Some records
+ + + + + + +
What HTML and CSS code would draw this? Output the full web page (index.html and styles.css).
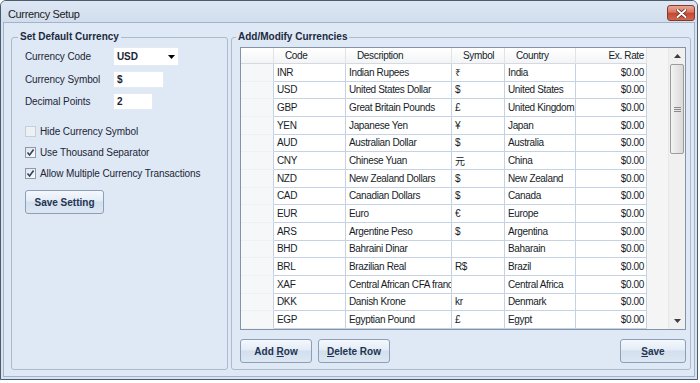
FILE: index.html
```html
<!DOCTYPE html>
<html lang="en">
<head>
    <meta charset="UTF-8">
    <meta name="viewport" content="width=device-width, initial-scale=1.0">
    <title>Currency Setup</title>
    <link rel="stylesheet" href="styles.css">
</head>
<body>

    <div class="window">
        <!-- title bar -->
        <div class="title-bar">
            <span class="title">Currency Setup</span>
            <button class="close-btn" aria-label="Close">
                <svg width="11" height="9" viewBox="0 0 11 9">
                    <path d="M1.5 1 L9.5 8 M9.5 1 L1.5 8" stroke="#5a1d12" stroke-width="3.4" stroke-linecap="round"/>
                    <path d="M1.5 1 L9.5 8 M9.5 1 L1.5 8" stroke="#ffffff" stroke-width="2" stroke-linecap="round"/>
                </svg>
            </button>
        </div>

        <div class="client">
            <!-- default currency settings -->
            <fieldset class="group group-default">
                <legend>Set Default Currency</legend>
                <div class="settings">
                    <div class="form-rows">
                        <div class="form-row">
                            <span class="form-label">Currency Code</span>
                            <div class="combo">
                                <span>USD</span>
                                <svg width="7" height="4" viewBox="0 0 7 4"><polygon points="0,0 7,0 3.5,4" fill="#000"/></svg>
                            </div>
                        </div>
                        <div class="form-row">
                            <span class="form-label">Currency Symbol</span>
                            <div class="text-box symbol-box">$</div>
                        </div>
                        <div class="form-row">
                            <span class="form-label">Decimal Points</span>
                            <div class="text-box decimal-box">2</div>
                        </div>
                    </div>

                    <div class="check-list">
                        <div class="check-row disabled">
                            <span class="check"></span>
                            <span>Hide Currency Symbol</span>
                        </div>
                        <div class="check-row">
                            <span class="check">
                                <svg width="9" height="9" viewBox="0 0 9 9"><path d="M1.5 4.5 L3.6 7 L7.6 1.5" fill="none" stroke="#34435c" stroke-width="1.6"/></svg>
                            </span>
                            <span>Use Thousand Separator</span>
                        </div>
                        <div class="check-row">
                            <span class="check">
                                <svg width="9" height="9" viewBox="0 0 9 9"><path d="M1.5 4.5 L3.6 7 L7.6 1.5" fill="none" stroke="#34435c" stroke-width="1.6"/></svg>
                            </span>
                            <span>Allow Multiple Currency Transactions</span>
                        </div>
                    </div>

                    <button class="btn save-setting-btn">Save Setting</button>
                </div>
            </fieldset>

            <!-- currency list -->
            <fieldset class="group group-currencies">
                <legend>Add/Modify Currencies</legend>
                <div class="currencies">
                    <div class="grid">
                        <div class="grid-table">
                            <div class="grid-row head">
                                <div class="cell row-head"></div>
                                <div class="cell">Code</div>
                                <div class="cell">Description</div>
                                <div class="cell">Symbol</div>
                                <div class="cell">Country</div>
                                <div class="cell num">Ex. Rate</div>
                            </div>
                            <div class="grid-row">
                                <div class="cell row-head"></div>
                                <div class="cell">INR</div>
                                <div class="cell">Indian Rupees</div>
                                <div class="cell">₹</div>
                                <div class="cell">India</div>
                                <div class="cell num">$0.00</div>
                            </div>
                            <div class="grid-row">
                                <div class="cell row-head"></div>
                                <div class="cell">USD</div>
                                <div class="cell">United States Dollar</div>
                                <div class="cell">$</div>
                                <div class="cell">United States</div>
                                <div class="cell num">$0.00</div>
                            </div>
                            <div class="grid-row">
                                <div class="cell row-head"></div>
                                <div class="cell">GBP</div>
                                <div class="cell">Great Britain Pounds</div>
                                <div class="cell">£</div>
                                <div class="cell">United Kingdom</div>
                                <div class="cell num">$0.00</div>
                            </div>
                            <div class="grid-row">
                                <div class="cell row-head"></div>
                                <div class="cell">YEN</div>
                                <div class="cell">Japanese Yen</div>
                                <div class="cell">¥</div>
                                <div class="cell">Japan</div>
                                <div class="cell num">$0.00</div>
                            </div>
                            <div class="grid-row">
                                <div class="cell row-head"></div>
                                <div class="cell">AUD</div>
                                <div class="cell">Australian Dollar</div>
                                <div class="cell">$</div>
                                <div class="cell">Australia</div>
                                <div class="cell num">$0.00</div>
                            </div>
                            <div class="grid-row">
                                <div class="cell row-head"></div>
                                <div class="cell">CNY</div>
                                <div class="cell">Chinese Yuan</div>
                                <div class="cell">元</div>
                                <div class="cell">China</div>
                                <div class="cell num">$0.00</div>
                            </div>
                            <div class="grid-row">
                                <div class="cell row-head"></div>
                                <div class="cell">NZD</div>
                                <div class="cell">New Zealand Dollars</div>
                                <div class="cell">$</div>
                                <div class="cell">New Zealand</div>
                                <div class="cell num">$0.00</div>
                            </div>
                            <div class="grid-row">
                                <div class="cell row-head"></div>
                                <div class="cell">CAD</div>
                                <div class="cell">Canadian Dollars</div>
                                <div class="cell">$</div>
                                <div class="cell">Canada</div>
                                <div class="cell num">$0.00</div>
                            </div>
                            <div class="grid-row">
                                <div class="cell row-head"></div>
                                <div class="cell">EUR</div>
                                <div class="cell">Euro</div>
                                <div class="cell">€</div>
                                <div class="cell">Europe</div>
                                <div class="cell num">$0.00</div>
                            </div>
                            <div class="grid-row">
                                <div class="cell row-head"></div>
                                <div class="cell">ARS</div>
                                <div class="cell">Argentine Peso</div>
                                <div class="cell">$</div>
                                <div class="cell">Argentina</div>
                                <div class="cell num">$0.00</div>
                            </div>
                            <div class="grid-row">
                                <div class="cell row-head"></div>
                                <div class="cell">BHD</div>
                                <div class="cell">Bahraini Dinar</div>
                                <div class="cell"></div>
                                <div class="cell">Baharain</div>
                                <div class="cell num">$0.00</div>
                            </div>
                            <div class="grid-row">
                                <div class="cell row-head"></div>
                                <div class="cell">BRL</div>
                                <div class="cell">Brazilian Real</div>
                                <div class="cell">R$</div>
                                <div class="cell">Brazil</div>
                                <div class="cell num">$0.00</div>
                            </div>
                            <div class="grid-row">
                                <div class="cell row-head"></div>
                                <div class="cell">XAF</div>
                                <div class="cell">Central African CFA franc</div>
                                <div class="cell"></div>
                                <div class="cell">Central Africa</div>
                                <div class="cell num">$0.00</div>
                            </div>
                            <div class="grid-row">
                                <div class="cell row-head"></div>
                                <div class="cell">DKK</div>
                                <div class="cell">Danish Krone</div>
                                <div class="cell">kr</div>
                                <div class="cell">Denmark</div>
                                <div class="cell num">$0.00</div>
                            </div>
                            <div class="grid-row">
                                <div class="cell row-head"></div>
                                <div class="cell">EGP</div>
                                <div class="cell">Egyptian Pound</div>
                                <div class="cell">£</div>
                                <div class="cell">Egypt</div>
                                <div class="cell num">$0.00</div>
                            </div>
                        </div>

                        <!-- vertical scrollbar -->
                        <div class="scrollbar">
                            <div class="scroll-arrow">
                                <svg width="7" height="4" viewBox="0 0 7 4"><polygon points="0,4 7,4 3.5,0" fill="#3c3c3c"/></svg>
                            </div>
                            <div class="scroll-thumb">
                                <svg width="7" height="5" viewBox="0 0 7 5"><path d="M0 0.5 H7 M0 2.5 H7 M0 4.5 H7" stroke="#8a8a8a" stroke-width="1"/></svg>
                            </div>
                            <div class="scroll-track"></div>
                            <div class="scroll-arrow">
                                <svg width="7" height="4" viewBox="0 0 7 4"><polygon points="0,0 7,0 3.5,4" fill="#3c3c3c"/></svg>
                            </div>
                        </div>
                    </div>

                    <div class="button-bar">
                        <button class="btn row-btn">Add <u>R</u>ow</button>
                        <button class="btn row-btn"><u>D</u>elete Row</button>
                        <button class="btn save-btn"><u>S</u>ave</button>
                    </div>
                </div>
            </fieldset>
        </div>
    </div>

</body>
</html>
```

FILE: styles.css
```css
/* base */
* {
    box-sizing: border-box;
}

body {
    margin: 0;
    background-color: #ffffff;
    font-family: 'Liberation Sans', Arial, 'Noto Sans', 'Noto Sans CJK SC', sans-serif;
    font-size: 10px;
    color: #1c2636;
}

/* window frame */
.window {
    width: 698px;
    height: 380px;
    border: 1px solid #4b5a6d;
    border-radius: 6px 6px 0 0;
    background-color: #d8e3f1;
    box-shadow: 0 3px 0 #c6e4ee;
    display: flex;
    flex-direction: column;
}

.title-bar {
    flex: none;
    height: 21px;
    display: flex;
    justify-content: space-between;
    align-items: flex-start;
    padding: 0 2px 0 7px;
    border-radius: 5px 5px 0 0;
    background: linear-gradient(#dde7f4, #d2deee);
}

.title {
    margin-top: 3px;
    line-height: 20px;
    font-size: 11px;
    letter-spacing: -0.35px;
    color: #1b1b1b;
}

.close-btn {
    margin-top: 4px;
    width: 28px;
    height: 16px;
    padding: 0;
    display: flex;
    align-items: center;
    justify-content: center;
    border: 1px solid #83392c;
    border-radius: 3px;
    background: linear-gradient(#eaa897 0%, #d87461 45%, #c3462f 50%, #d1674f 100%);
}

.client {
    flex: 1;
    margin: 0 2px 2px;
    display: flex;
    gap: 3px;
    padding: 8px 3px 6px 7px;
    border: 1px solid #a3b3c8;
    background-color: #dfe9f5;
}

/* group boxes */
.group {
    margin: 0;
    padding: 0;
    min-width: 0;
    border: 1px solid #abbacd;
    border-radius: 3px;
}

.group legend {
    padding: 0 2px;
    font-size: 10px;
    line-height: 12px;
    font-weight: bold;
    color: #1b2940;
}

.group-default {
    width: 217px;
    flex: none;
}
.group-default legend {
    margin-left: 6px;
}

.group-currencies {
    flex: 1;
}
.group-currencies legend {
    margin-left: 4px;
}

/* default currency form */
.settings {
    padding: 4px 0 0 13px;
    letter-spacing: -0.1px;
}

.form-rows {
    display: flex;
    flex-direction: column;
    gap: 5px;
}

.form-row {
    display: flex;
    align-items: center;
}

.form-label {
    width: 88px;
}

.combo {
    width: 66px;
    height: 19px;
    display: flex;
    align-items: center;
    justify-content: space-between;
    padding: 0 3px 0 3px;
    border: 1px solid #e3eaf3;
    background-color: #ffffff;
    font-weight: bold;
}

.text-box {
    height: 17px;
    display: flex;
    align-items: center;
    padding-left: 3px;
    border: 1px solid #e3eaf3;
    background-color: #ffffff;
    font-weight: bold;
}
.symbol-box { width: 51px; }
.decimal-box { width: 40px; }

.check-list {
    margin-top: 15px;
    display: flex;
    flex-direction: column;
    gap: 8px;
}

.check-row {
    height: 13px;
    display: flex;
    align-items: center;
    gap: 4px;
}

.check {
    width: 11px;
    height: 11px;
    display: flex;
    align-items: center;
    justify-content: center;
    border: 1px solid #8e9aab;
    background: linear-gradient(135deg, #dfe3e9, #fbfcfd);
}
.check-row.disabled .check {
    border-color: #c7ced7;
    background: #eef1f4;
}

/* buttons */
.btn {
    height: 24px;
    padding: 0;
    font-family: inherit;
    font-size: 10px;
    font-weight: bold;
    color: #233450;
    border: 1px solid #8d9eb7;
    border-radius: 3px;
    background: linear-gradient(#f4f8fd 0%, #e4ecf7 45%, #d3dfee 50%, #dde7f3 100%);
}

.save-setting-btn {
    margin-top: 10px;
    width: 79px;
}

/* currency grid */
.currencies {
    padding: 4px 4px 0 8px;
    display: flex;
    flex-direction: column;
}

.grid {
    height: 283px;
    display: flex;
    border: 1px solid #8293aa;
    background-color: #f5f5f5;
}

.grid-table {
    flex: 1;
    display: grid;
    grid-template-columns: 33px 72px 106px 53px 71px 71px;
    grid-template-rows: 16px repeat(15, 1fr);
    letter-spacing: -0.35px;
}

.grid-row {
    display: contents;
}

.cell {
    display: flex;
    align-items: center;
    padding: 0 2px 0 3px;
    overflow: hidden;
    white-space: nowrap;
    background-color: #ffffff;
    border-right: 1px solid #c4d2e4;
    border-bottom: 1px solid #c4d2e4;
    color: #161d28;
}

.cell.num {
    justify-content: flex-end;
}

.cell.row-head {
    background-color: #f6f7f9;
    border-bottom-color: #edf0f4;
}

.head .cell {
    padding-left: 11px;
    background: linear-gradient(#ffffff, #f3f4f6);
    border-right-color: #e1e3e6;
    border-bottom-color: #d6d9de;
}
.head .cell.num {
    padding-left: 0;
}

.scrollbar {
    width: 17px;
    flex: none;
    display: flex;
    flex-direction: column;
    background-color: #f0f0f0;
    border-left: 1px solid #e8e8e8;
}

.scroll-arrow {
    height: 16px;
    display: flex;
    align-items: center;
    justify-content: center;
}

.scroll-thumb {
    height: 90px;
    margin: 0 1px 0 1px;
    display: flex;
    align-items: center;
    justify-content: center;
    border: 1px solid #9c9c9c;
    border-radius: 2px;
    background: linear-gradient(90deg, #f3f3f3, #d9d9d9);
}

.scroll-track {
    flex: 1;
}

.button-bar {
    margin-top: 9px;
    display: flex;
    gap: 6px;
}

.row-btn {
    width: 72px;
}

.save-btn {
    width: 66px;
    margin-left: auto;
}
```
+ + + + + + +
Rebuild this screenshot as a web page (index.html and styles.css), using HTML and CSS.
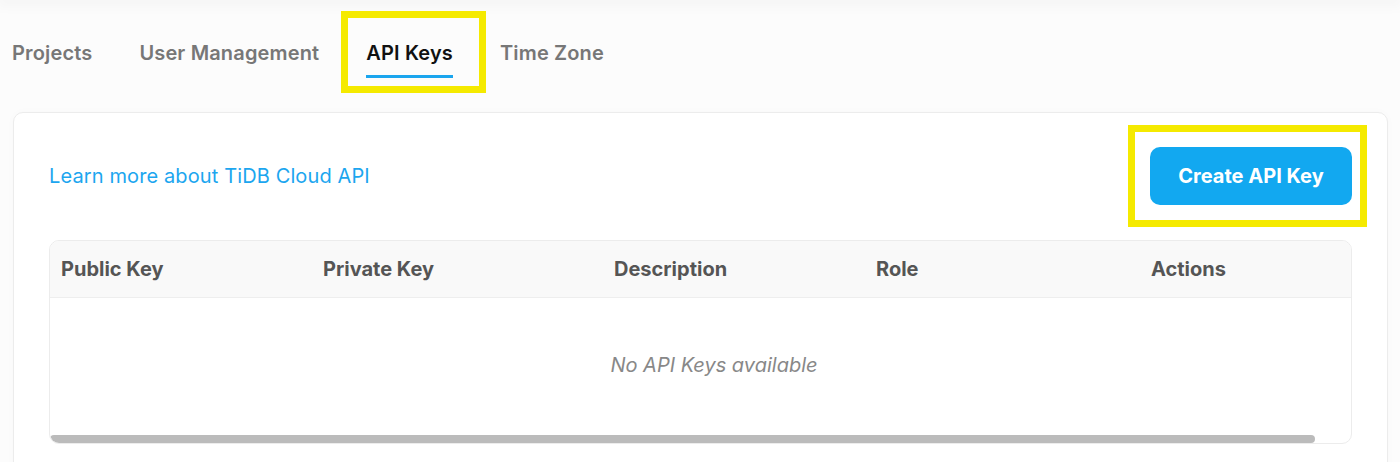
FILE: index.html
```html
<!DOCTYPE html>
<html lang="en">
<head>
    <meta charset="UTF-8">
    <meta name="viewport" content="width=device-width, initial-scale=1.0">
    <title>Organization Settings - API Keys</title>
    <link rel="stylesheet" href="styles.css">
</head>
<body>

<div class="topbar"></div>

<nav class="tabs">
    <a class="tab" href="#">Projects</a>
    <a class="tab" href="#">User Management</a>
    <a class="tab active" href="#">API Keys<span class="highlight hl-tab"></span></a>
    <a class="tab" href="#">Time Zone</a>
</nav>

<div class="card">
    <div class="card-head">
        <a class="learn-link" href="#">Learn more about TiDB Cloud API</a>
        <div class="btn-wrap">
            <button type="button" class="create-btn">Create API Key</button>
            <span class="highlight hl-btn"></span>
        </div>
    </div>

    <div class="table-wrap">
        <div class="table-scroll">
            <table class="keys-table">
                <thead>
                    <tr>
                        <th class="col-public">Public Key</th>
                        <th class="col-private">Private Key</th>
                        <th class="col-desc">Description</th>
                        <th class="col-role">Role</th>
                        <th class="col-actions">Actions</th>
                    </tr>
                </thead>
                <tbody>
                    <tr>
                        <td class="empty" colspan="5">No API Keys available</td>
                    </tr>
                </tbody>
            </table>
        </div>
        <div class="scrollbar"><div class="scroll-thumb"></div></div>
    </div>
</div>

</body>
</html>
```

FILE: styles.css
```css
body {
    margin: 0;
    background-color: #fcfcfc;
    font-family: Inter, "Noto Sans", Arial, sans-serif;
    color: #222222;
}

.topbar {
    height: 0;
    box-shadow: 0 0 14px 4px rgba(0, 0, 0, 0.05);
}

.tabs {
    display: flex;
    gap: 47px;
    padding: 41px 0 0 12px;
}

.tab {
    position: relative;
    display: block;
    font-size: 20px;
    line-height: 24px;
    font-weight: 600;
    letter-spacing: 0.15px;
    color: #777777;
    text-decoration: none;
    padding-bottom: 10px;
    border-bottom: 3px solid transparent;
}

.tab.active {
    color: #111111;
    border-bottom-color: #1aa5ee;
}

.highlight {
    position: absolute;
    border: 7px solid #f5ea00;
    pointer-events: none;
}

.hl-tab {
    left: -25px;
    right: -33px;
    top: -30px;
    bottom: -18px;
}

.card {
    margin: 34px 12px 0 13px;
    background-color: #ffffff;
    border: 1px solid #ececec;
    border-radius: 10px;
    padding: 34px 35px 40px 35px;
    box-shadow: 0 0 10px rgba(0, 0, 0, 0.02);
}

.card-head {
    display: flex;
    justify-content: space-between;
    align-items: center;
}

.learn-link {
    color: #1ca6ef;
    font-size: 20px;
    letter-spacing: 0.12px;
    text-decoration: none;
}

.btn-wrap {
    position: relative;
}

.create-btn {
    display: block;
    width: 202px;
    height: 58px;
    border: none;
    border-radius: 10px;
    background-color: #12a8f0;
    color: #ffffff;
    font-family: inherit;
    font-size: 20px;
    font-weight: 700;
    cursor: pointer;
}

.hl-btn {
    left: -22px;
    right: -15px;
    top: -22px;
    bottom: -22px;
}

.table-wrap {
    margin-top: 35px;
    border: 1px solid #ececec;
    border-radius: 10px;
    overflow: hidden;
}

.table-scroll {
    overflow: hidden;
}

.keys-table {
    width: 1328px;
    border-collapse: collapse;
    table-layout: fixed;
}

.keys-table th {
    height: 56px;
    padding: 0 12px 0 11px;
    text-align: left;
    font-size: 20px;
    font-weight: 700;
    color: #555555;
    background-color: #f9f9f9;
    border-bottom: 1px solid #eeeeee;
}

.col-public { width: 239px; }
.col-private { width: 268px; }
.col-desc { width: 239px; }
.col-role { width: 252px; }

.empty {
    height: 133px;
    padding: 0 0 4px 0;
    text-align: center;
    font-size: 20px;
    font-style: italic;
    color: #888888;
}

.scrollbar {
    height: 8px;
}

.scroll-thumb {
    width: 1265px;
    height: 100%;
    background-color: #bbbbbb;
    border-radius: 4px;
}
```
+ + + + + + +
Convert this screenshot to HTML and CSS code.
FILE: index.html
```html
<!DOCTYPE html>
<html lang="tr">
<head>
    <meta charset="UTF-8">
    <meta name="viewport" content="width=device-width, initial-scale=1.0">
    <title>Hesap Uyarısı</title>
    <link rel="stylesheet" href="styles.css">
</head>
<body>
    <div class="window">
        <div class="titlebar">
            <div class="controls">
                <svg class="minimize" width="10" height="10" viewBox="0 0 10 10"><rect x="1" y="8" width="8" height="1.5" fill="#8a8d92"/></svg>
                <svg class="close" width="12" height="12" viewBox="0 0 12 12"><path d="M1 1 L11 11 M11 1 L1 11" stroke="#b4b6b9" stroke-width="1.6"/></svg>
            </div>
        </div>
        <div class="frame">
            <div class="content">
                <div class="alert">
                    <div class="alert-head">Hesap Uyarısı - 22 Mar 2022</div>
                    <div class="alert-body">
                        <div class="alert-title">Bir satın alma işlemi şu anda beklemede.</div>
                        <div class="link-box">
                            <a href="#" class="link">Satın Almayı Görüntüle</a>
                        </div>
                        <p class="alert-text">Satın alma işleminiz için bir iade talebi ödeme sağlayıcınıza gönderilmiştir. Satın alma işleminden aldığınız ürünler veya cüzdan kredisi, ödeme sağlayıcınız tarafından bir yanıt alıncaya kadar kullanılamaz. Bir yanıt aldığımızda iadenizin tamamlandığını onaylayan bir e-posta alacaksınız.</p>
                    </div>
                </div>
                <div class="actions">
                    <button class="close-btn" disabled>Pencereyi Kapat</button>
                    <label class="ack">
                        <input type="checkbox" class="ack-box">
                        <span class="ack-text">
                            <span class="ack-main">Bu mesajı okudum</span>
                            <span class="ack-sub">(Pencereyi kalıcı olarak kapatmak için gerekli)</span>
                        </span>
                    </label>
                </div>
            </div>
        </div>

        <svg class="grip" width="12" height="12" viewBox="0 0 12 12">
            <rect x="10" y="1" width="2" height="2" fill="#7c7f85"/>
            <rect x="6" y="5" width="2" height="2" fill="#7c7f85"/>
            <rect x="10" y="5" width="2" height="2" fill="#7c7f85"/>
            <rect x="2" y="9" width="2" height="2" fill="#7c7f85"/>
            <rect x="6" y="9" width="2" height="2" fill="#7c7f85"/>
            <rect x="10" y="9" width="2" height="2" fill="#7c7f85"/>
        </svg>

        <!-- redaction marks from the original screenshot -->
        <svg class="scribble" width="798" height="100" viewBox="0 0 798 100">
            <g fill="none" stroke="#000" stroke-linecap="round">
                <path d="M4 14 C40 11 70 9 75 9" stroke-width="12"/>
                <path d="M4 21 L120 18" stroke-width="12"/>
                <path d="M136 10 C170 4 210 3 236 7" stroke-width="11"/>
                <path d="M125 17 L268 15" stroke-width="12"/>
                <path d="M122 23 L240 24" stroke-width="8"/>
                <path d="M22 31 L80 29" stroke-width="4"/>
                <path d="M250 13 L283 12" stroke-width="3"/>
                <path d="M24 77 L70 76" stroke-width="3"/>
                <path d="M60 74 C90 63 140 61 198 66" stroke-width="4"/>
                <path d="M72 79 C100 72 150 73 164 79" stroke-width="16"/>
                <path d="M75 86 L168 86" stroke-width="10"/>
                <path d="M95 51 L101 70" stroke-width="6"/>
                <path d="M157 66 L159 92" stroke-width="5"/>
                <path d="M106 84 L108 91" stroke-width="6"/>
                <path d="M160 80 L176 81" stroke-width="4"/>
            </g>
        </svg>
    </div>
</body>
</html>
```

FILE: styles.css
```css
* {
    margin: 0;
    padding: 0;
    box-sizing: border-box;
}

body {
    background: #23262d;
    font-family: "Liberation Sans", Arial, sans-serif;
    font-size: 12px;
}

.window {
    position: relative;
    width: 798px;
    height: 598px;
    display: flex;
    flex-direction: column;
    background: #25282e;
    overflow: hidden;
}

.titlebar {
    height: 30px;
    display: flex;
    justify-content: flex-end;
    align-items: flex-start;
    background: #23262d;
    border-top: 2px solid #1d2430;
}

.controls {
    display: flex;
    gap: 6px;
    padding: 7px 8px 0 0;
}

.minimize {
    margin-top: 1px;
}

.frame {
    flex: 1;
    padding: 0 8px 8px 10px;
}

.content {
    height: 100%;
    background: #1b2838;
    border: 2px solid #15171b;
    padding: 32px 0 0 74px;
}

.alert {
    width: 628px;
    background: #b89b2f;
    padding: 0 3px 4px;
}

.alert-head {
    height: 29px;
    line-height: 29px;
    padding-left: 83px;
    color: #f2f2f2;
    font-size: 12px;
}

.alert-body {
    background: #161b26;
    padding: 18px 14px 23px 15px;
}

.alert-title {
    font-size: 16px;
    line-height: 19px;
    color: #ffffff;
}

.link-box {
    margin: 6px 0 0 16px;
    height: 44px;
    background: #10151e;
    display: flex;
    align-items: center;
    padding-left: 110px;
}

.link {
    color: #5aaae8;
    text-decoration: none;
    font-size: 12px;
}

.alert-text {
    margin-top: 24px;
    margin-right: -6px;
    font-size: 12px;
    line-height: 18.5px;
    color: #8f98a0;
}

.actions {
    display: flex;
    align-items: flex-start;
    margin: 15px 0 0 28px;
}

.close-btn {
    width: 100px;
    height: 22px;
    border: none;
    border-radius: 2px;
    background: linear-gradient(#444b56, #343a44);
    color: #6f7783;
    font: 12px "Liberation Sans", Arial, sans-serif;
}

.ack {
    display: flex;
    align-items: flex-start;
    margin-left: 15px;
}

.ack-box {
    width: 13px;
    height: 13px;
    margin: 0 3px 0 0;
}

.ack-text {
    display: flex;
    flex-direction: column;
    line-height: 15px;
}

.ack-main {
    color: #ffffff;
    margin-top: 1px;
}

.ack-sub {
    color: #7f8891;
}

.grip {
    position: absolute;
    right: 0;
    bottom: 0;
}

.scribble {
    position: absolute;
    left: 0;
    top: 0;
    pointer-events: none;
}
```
+ + + + + + +
Direction: Extract every line containing the string "this" from the material.

Complete response:
What HTML and CSS code would draw this? Output the full web page (index.html and styles.css).
Rebuild this screenshot as a web page (index.html and styles.css), using HTML and CSS.
Convert this screenshot to HTML and CSS code.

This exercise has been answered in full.